At 29 years of age, he officially retired following his second comeback in which he played in a 1972 preseason game for the Chicago Bears and fumbled twice. He was not the same and knew right then that he had to give it up because he had nothing left in his tank. His legacy remained intact and he was inducted into the Pro Football Hall of Fame in 1977 after just 68 games over seven seasons. He is tied for fourth on the list of Pro Football Hall of Famers with the fewest games played.
- BO JACKSON, RB, OAK (1991)
There has never been a better athlete in professional sports since Bo Jackson. In fact, there have not been many, if any, two-sport athletes like Bo Jackson since the ’90s. But not a single one of the two sport athletes in professional sports history could come close to Bo Jackson’s talent. He was simply a freak on the football field and a monster on the baseball diamond. He ran like Adrian Peterson, but faster, and he threw the baseball like Willie Mays, only faster. He hit like David Ortiz, but was smarter when running the bases, oh, and he was faster.
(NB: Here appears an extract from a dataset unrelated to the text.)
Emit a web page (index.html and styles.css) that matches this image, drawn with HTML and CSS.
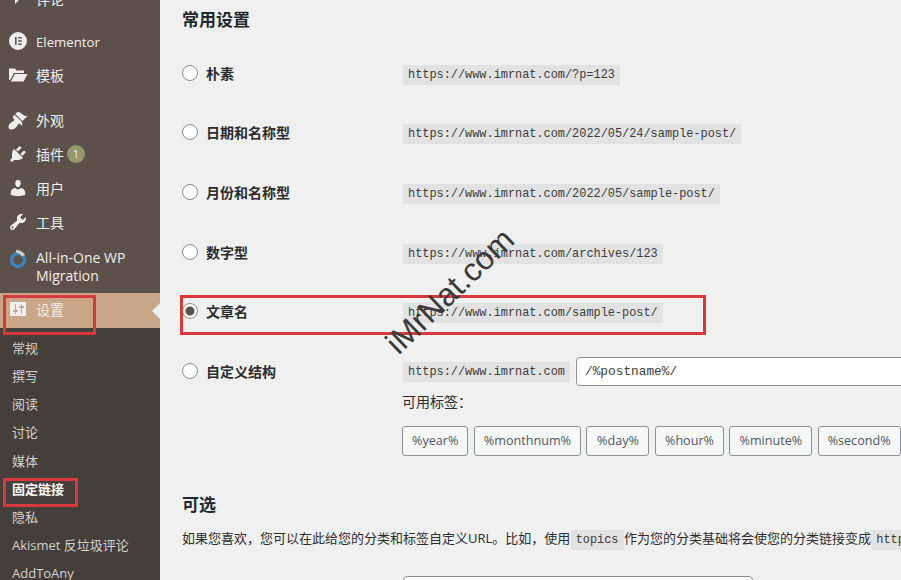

But his powerful running style made him a candidate for the injury bug and during a 1991 playoff game against the Cincinnati Bengals, he dislocated his hip after a tackle. It would be his final play in the NFL leaving fans always wondering what could have been if he was able to just stay healthy.
- ROBERT SMITH, RB, MIN (2001)
When Robert Smith left the NFL, he was another one of the surprises because he was not only healthy, he was actually one of the biggest free agent running backs on the market heading into the 2001 season. He could have signed for nearly $30 million dollars but decided to give it all up because he was afraid of his future health.
He retired right around the time many other athletes started leaving the NFL after being practically forced out because of brain injuries, mostly concussions. It was before the infamous CTE discovery but Robert Smith could see it happening long before anyone else did.
- TONY BOSELLI, LT, JAX (2002)
Tony Boselli is the only player in NFL history to be drafted twice by two different franchise’s, as their top pick. When the NFL added the Jacksonville Jaguars, they were one of two expansion teams in 1995. The Carolina Panthers were the second team and both of them participated in the 1995 NFL Draft as the top two picks. After adding 31 players to their franchise, Jacksonville entered the draft looking at several key players they were going to need if they wanted to find success. So they drafted Tony Boselli with the second overall pick. He was later drafted by the Houston Texans as their first ever selection, during their expansion draft.
However, due to injury, Tony would not be able to play for Houston and ended up retiring shortly after he signed on with the team later on in the year at the age of 29, which is very young considering most offensive lineman go well beyond that in terms of years in the NFL. He only played seven seasons, making five Pro Bowls and three All-Pro teams.